■ EXERCISE OBJECTIVE: Leave out any pictures and transcribe all other data below exactly.

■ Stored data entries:
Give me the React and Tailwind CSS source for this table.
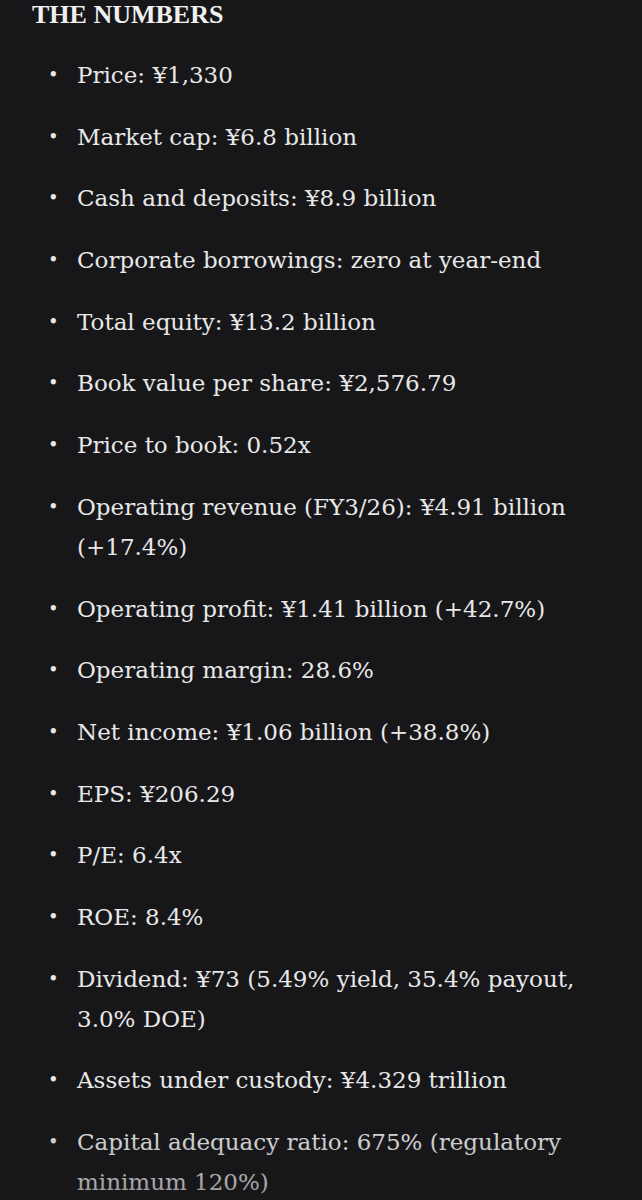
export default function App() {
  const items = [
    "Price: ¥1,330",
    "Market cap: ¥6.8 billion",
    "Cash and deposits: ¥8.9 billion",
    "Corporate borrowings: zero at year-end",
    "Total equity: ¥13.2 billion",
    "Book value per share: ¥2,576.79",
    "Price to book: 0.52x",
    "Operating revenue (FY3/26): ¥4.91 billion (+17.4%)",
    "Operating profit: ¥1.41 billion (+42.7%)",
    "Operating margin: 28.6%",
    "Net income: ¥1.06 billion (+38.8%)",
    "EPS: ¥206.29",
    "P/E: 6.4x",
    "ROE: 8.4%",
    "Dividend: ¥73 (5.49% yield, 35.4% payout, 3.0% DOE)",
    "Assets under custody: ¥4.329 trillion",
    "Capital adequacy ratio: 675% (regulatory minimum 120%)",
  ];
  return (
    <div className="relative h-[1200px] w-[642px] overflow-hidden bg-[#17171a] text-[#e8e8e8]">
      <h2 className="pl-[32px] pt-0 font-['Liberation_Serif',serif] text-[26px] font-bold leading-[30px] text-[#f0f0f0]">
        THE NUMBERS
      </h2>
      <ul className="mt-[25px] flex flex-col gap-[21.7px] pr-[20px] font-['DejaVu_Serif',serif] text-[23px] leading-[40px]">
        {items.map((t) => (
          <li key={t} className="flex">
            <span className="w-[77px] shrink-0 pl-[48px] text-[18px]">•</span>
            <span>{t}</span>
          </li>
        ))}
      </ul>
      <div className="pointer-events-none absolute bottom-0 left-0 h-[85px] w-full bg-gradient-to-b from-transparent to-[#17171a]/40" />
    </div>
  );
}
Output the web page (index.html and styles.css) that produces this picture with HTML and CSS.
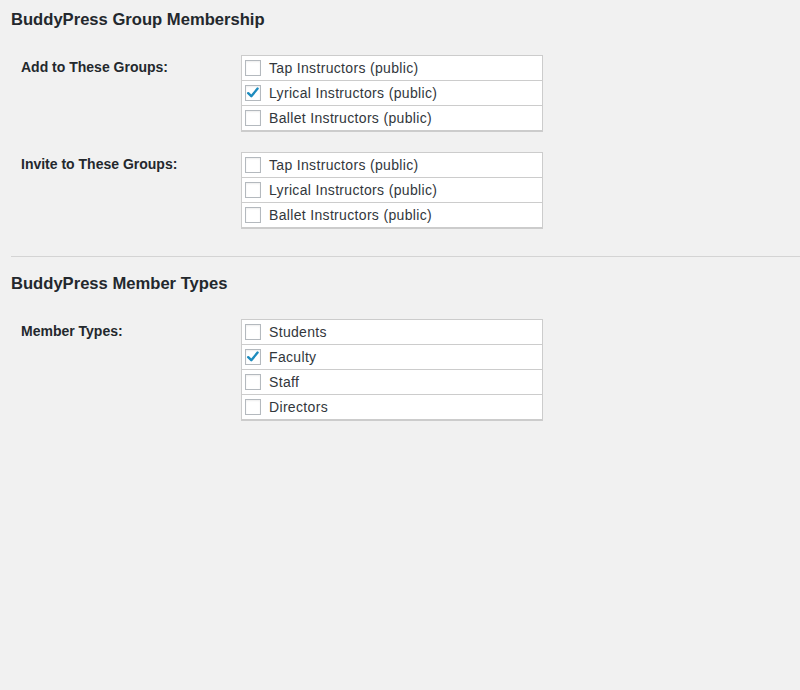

■ FULL SOLUTION:
Give me the React and Tailwind CSS source for this table.
export default function App() {
  const items = [
    "Price: ¥1,330",
    "Market cap: ¥6.8 billion",
    "Cash and deposits: ¥8.9 billion",
    "Corporate borrowings: zero at year-end",
    "Total equity: ¥13.2 billion",
    "Book value per share: ¥2,576.79",
    "Price to book: 0.52x",
    "Operating revenue (FY3/26): ¥4.91 billion (+17.4%)",
    "Operating profit: ¥1.41 billion (+42.7%)",
    "Operating margin: 28.6%",
    "Net income: ¥1.06 billion (+38.8%)",
    "EPS: ¥206.29",
    "P/E: 6.4x",
    "ROE: 8.4%",
    "Dividend: ¥73 (5.49% yield, 35.4% payout, 3.0% DOE)",
    "Assets under custody: ¥4.329 trillion",
    "Capital adequacy ratio: 675% (regulatory minimum 120%)",
  ];
  return (
    <div className="relative h-[1200px] w-[642px] overflow-hidden bg-[#17171a] text-[#e8e8e8]">
      <h2 className="pl-[32px] pt-0 font-['Liberation_Serif',serif] text-[26px] font-bold leading-[30px] text-[#f0f0f0]">
        THE NUMBERS
      </h2>
      <ul className="mt-[25px] flex flex-col gap-[21.7px] pr-[20px] font-['DejaVu_Serif',serif] text-[23px] leading-[40px]">
        {items.map((t) => (
          <li key={t} className="flex">
            <span className="w-[77px] shrink-0 pl-[48px] text-[18px]">•</span>
            <span>{t}</span>
          </li>
        ))}
      </ul>
      <div className="pointer-events-none absolute bottom-0 left-0 h-[85px] w-full bg-gradient-to-b from-transparent to-[#17171a]/40" />
    </div>
  );
}
Output the web page (index.html and styles.css) that produces this picture with HTML and CSS.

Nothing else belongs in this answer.